Las Vegas Sun

April 16, 2024

DAILY MEMO: HOUSING:

Why slump could be a good thing

Valley needs timeout to consider quality-of-life design

Ron Smith

Tiffany Brown

Ron Smith, a sociologist and dean of UNLV’s Graduate College, says the designs of many valley communities have been uninspired and lacking in such essentials as sidewalks.

It’s remarkable these days to drive around the Las Vegas Valley and see few, if any, homes being built. It’s even more remarkable to consider why this could be a good thing.

For more than a decade, builders came here equipped with just-add-cement kits that in a few months helped cover acre upon acre of desert land with walled-in communities.

Then, tens of thousands of homes went into foreclosure, and the price of homes in Las Vegas fell 28 percent from 2007 to 2008. Over the first six months of 2008, permits for new home construction dropped 61 percent.

That climate is tough on sellers and the real estate and construction industries.

Yet for the Las Vegas Valley, it also is an opportunity. Not for people seeking to buy low and profit later, but for those who believe urban planners need a chance to take a breath and rethink the design of our suburbs.

“I think that would be wonderful,” said Robert A. Fielden, an architect and urban planner who has worked in Las Vegas for more than 40 years.

To build communities in Las Vegas with quality of life in mind would mean doing simple things, such as building homes within easy walking distance of grocery stores. Right now, you might live within a quarter-mile of a Vons but have to drive several times that distance around walls to get there.

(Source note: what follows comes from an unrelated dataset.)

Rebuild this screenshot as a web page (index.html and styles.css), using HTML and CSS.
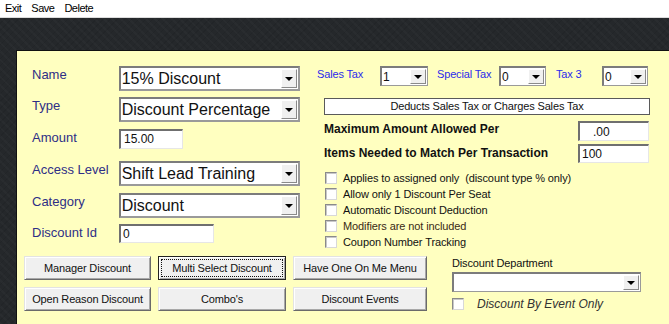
FILE: index.html
```html
<!DOCTYPE html>
<html lang="en">
<head>
  <meta charset="UTF-8">
  <title>Discount Setup</title>
  <link rel="stylesheet" href="styles.css">
</head>
<body>
  <div class="menubar">
    <span>Exit</span>
    <span>Save</span>
    <span>Delete</span>
  </div>

  <div class="desk">
    <div class="panel">
      <div class="top">
        <div class="form">
          <div class="row r-name">
            <label>Name</label>
            <div class="combo big"><span>15% Discount</span><i class="drop"></i></div>
          </div>
          <div class="row r-type">
            <label>Type</label>
            <div class="combo big"><span>Discount Percentage</span><i class="drop"></i></div>
          </div>
          <div class="row r-amount">
            <label>Amount</label>
            <div class="input amount">15.00</div>
          </div>
          <div class="row r-access">
            <label>Access Level</label>
            <div class="combo big"><span>Shift Lead Training</span><i class="drop"></i></div>
          </div>
          <div class="row r-cat">
            <label>Category</label>
            <div class="combo big"><span>Discount</span><i class="drop"></i></div>
          </div>
          <div class="row r-id">
            <label>Discount Id</label>
            <div class="input disc-id">0</div>
          </div>
        </div>

        <div class="side">
          <div class="taxes">
            <span class="tax-label w-sales">Sales Tax</span>
            <div class="combo small w48"><span>1</span><i class="drop"></i></div>
            <span class="tax-label w-special">Special Tax</span>
            <div class="combo small w47"><span>0</span><i class="drop"></i></div>
            <span class="tax-label w-tax3">Tax 3</span>
            <div class="combo small w46"><span>0</span><i class="drop"></i></div>
          </div>

          <div class="notice">Deducts Sales Tax or Charges Sales Tax</div>

          <div class="limit r-max">
            <b>Maximum Amount Allowed Per</b>
            <div class="input limit-box pad">.00</div>
          </div>
          <div class="limit r-items">
            <b>Items Needed to Match Per Transaction</b>
            <div class="input limit-box">100</div>
          </div>

          <ul class="checks">
            <li><i class="check"></i>Applies to assigned only&nbsp; (discount type % only)</li>
            <li><i class="check"></i>Allow only 1 Discount Per Seat</li>
            <li><i class="check"></i>Automatic Discount Deduction</li>
            <li><i class="check"></i>Modifiers are not included</li>
            <li><i class="check"></i>Coupon Number Tracking</li>
          </ul>
        </div>
      </div>

      <div class="bottom">
        <div class="buttons">
          <button>Manager Discount</button>
          <button class="focused">Multi Select Discount</button>
          <button>Have One On Me Menu</button>
          <button>Open Reason Discount</button>
          <button>Combo's</button>
          <button>Discount Events</button>
        </div>

        <div class="dept">
          <div class="dept-label">Discount Department</div>
          <div class="combo small dept-combo"><span></span><i class="drop"></i></div>
          <div class="event-only">
            <i class="check"></i>
            <em>Discount By Event Only</em>
          </div>
        </div>
      </div>
    </div>
  </div>
</body>
</html>
```

FILE: styles.css
```css
:root {
  --panel-bg: #ffffc0;
  --desk-bg: #25282b;
  --label-navy: #2e2e86;
  --label-blue: #2b2bec;
  --face: #f0f0f0;
}

* {
  box-sizing: border-box;
}

body {
  margin: 0;
  height: 100vh;
  overflow: hidden;
  font-family: "Liberation Sans", Arial, sans-serif;
  color: #111;
  display: flex;
  flex-direction: column;
}

/* small windows-style text */
.menubar,
.tax-label,
.notice,
.checks,
button,
.dept-label {
  font-size: 11px;
  letter-spacing: -0.15px;
}

/* menu */
.menubar {
  height: 18px;
  background: #fff;
  border-bottom: 1px solid #dcdcdc;
  display: flex;
  gap: 10px;
  padding: 2px 0 0 5px;
  line-height: 13px;
  letter-spacing: -0.5px;
  color: #000;
}

.desk {
  flex: 1;
  display: flex;
  flex-direction: column;
  padding: 32px 0 0 16px;
  background: var(--desk-bg);
  background-image: repeating-linear-gradient(45deg, rgba(255,255,255,0.02) 0 2px, transparent 2px 6px),
                    repeating-linear-gradient(-45deg, rgba(0,0,0,0.08) 0 1px, transparent 1px 5px);
}

.panel {
  flex: 1;
  background: var(--panel-bg);
  border: 1px solid #111;
  border-right: none;
  border-bottom: none;
  padding-top: 15px;
}

.top {
  display: flex;
  height: 190px;
}

/* left form */
.form {
  width: 268px;
  margin-left: 15px;
  margin-right: 17px;
}

.row {
  display: flex;
  align-items: flex-start;
}

.row label {
  width: 87px;
  font-size: 13px;
  line-height: 15px;
  padding-top: 1px;
  color: var(--label-navy);
}

.r-type { margin-top: 6px; }
.r-amount { margin-top: 7px; }
.r-access { margin-top: 12px; }
.r-cat { margin-top: 7px; }
.r-id { margin-top: 6px; }

/* combo boxes */
.combo {
  background: #fff;
  border: 2px solid #9a9a9a;
  border-top-color: #7c7c7c;
  border-left-color: #7c7c7c;
  display: flex;
  align-items: center;
  overflow: hidden;
}

.combo span {
  flex: 1;
  white-space: nowrap;
  padding-left: 1px;
}

.combo.big {
  width: 182px;
  height: 25px;
  font-size: 16px;
}

.combo.small {
  height: 20px;
  font-size: 12px;
  border-width: 2px 1px 1px 2px;
}

.w48 { width: 48px; }
.w47 { width: 47px; }
.w46 { width: 46px; }

.drop {
  align-self: stretch;
  width: 16px;
  margin: 1px 1px 1px 0;
  background: var(--face);
  border: 1px solid;
  border-color: #fff #8a8a8a #8a8a8a #fff;
  display: flex;
  align-items: center;
  justify-content: center;
}

.drop::after {
  content: "";
  border-left: 4px solid transparent;
  border-right: 4px solid transparent;
  border-top: 4px solid #000;
  margin-top: 1px;
}

/* text boxes */
.input {
  background: #fff;
  border: 1px solid #e6e6e6;
  border-top: 2px solid #6f6f6f;
  border-left: 2px solid #6f6f6f;
  font-size: 12px;
  line-height: 16px;
  padding-left: 2px;
  white-space: nowrap;
}

.amount {
  width: 64px;
  height: 20px;
  padding-left: 3px;
}

.disc-id {
  width: 95px;
  height: 19px;
}

/* right side */
.side {
  width: 333px;
}

.taxes {
  display: flex;
  align-items: flex-start;
  height: 20px;
}

.tax-label {
  line-height: 14px;
  padding-top: 1px;
  white-space: nowrap;
  color: var(--label-blue);
}

.w-sales { width: 63px; }
.w-special { width: 62px; margin-left: 9px; }
.w-tax3 { width: 46px; margin-left: 10px; }

.notice {
  margin: 12px 0 0 7px;
  width: 326px;
  height: 17px;
  background: #fff;
  border: 1px solid #5a5a5a;
  text-align: center;
  line-height: 15px;
}

.limit {
  display: flex;
  justify-content: space-between;
  align-items: flex-start;
  padding-left: 7px;
  padding-right: 1px;
}

.limit b {
  font-size: 12px;
  line-height: 14px;
}

.r-max { margin-top: 6px; }
.r-max b { padding-top: 1px; }
.r-items { margin-top: 3px; }
.r-items b { padding-top: 2px; }

.limit-box {
  width: 71px;
  height: 20px;
}

.limit-box.pad {
  padding-left: 13px;
  padding-top: 1px;
}

.r-items .limit-box {
  height: 19px;
}

.checks {
  list-style: none;
  margin: 7px 0 0 8px;
  padding: 0;
  letter-spacing: -0.1px;
}

.checks li {
  display: flex;
  align-items: center;
  height: 16px;
  gap: 6px;
  line-height: 14px;
}

.check {
  width: 12px;
  height: 12px;
  background: #fff;
  border: 1px solid #d8d8d8;
  border-top-color: #8a8a8a;
  border-left-color: #8a8a8a;
  box-shadow: inset 1px 1px 0 #c8c8c8;
  flex: none;
}

.checks li:nth-child(4) {
  color: #3a2a14;
}

/* bottom area */
.bottom {
  display: flex;
  padding-left: 7px;
}

.buttons {
  display: grid;
  grid-template-columns: 127px 128px 134px;
  grid-auto-rows: 24px;
  column-gap: 7px;
  row-gap: 7px;
}

button {
  font-family: "Liberation Sans", Arial, sans-serif;
  color: #111;
  background: var(--face);
  border: 1px solid;
  border-color: #e3e3e3 #6a6a6a #6a6a6a #e3e3e3;
  box-shadow: inset 1px 1px 0 #fff, inset -1px -1px 0 #a8a8a8;
  padding: 0;
  white-space: nowrap;
  cursor: pointer;
}

button.focused {
  border-color: #222;
  outline: 1px dotted #111;
  outline-offset: -4px;
}

.dept {
  margin-left: 25px;
  width: 189px;
}

.dept-label {
  line-height: 15px;
}

.dept-combo {
  width: 189px;
  margin-top: 1px;
  height: 19px;
}

.event-only {
  display: flex;
  align-items: center;
  margin-top: 6px;
  height: 12px;
}

.event-only em {
  margin-left: 13px;
  font-size: 12px;
  color: #333;
}
```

Fielden doesn’t necessarily think developers will change their ways. “I don’t know that they’re capable of doing it or competent enough to do it,” he said.

But they could be forced to adapt by adopting an idea from California — a state that Nevadans grudgingly admit they have mimicked in many ways: restaurant smoking bans, sprawl, traffic jams and Proposition 13-like property tax caps.

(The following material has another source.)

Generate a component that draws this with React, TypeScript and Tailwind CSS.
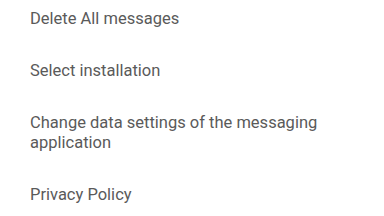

In July, California adopted a state code to spur builders to create designs that save energy and water. The state has set targets: Decrease energy use in new buildings by 15 percent to 30 percent. Reduce water use in buildings by 20 percent and on landscaping by 50 percent.

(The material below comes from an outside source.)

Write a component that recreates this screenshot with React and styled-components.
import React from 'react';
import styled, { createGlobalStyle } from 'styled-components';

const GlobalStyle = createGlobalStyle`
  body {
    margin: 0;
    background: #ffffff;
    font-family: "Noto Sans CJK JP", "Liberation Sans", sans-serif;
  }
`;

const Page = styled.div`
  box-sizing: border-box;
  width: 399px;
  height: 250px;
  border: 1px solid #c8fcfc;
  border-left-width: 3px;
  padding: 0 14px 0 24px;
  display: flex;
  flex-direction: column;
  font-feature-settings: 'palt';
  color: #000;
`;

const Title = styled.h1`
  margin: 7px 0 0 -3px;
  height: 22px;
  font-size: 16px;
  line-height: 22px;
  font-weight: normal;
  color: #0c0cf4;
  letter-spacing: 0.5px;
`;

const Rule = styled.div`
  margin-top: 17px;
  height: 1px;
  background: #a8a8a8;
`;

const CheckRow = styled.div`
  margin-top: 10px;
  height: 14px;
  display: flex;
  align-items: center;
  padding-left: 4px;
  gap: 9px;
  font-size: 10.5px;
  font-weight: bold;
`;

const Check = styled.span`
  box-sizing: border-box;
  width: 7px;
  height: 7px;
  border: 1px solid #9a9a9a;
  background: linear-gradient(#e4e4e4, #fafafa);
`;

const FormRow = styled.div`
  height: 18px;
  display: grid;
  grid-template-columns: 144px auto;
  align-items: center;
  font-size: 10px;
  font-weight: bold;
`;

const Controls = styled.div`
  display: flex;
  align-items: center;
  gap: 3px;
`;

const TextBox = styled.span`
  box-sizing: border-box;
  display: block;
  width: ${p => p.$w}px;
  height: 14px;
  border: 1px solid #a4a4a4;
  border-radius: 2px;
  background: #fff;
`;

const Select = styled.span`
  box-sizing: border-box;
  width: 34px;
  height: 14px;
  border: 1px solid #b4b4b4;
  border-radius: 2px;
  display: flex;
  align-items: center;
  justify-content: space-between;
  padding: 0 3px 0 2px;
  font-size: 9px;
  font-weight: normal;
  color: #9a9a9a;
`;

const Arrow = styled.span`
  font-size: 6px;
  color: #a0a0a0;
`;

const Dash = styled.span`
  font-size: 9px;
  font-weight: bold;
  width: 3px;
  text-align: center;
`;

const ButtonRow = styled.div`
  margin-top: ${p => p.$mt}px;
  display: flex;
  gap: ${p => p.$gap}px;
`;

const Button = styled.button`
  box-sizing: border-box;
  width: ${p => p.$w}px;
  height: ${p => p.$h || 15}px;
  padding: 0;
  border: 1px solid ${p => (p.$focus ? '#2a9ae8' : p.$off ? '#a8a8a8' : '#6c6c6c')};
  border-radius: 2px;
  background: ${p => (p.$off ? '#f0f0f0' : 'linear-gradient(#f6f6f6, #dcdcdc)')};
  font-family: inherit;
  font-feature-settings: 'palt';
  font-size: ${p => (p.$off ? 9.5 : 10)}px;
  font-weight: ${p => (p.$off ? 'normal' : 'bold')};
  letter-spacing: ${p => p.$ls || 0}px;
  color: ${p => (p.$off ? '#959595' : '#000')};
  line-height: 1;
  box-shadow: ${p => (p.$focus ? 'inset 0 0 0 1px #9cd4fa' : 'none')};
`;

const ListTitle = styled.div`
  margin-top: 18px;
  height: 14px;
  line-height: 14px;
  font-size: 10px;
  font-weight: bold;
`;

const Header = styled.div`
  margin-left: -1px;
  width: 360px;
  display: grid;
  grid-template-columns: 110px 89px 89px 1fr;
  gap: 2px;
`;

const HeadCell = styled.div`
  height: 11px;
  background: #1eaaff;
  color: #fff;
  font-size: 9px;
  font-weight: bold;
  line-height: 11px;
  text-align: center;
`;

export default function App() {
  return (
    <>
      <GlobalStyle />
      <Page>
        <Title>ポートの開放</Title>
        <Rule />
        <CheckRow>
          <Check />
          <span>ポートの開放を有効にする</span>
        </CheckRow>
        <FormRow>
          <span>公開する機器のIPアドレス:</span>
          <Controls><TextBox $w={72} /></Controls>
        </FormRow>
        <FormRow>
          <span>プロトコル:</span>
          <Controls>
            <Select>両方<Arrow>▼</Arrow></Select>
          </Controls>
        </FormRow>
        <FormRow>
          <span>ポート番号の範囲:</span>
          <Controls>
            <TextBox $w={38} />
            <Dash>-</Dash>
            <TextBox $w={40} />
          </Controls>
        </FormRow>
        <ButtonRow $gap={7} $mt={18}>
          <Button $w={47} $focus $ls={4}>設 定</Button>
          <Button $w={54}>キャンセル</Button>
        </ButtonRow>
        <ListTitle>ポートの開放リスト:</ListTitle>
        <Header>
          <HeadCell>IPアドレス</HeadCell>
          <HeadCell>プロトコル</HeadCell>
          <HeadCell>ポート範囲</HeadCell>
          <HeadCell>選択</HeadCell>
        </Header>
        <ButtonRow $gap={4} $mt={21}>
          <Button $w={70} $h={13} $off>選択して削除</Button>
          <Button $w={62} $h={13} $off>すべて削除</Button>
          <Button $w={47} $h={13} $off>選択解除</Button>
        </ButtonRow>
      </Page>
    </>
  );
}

Compliance is voluntary, for the moment. California is likely to make the targets mandatory in 2010. Dave Walls, California Building Standards Commission executive director, said enforcement will come at the local level through the permit process.

Reducing energy consumption through construction design can take many forms. At a basic level, it can be better insulation. More broadly, it could mean designing communities with mass transit opportunities, more trees, better routes for bicyclists and easier ways for people to get around without vehicles.

Nevada has adopted incentives for the construction of energy-efficient commercial buildings, but no similar incentives exist for homebuilders.

Ron Smith is dean of UNLV’s Graduate College and a sociologist who studies how the physical design of a building or community affects culture and human interactions.

“I hate to be so pessimistic, but community and housing design here has really been stuck in the not-thinking-outside-the-box mode for so long I can’t imagine anything innovative going on,” Smith said.

He cited such silly practices as developments with no sidewalks, or maybe a sidewalk on just one side of the street.

Fielden has a glimmer of hope, however, that national builders will design more livable communities, perhaps forced by government, or maybe lured by the smell of money Californians could make on green design.

“Then in 10, 20 years, maybe we’ll see it here,” he added. “I just hope that’s not too late.”